Author: Manny Hothi, Chief Executive, Trust for London

River Thames illustration

As we roll from one crisis to the next, the eighth annual London’s Poverty Profile report makes for stark reading.

The pandemic has taken its toll on us all but the impact on the most disadvantaged communities has been harshest. A mortality rate that is 27% higher in the most deprived areas is the heart-breaking embodiment of this city’s inequality.

There is no respite. The impact of inflation is sparing no one and, like the pandemic, those on the lowest incomes are faring the worst. The report shows that, in the first few months of 2022, increases in the price of food, gas and electricity were being felt by many. This will only get worse as the year progresses. With wages unable to keep pace, those with savings will see them eroded and those without will likely get into more debt.

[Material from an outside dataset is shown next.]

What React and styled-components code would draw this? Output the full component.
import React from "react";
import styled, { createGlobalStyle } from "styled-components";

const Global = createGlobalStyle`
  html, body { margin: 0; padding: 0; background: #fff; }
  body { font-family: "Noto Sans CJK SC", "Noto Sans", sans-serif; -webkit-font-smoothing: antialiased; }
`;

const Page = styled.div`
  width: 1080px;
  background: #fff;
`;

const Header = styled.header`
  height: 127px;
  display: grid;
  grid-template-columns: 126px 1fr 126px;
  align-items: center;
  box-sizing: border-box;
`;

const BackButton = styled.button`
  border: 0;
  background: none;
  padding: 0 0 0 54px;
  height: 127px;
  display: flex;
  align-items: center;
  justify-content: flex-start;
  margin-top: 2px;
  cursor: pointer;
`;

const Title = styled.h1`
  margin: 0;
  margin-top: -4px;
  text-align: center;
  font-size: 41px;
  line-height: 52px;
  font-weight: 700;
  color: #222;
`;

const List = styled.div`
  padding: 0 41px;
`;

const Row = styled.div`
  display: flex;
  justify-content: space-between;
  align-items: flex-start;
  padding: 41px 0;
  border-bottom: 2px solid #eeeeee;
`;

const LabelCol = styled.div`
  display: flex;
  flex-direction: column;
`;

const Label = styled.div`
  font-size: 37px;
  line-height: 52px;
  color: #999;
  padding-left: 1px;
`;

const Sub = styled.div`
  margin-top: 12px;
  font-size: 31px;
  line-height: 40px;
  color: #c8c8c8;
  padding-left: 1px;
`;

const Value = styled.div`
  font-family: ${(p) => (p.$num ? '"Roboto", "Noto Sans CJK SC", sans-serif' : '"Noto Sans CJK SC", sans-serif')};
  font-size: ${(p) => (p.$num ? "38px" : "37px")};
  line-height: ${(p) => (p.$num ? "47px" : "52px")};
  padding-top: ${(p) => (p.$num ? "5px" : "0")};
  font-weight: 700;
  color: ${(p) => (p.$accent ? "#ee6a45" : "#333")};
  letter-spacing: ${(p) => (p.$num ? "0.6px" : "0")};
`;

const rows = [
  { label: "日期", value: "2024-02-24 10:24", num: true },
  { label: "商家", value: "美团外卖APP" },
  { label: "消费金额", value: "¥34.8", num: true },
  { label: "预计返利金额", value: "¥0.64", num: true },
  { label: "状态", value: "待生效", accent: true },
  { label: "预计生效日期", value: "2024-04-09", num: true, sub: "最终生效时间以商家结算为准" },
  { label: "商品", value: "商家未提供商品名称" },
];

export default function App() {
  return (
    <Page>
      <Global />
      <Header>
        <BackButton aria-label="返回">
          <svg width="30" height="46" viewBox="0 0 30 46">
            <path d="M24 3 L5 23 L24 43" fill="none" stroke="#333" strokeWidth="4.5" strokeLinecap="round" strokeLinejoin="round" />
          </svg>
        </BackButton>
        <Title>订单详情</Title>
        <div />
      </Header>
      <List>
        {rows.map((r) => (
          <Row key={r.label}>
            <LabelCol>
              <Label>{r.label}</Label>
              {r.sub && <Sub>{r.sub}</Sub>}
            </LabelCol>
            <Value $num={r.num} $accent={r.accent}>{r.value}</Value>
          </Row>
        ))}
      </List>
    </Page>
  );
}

Figure 8: Self-reported reasons for increases in cost of living: January - February 2022 (January - February 2022)

The report highlights that 15% of households experienced fuel poverty in 2019. For those who are long-term sick or disabled, the figure was 44%. These numbers will surely have sky-rocketed, and we can anticipate a winter where the plight of these households rightly takes centre stage.

Our sector is naturally optimistic. We believe that change is possible - that the city can be a better place for people on low incomes. But the data in this report, combined with the evidence of what lays ahead of us, will stretch this optimism to the very max.

It demonstrates the level of overhaul that is needed – more employers to pay the Living Wage, an adequately funded social security system, and more support to prevent fuel poverty in the coming Winter. As hard as it is we need to keep hold of some of that optimism to keep calling for change, to make a difference right now to the lives of low-income Londoners.

Our aim is to provide you with reliable, timely data on poverty and inequality in London, and there is more we will be doing this autumn, with two big updates.

In September we will launch a new suite of improvements to our borough data. This will include the ability to compare indicators for boroughs against other, similar boroughs. We will have downloadable borough factsheets with lots of the relevant data in one place. And we will have updated headline poverty rates for each borough for the first time since 2013/14.

In October we will launch a new Cost of Living Index for London, developed by our partners WPI Economics. The Index will be updated monthly to track the impact of inflation on different household types in London.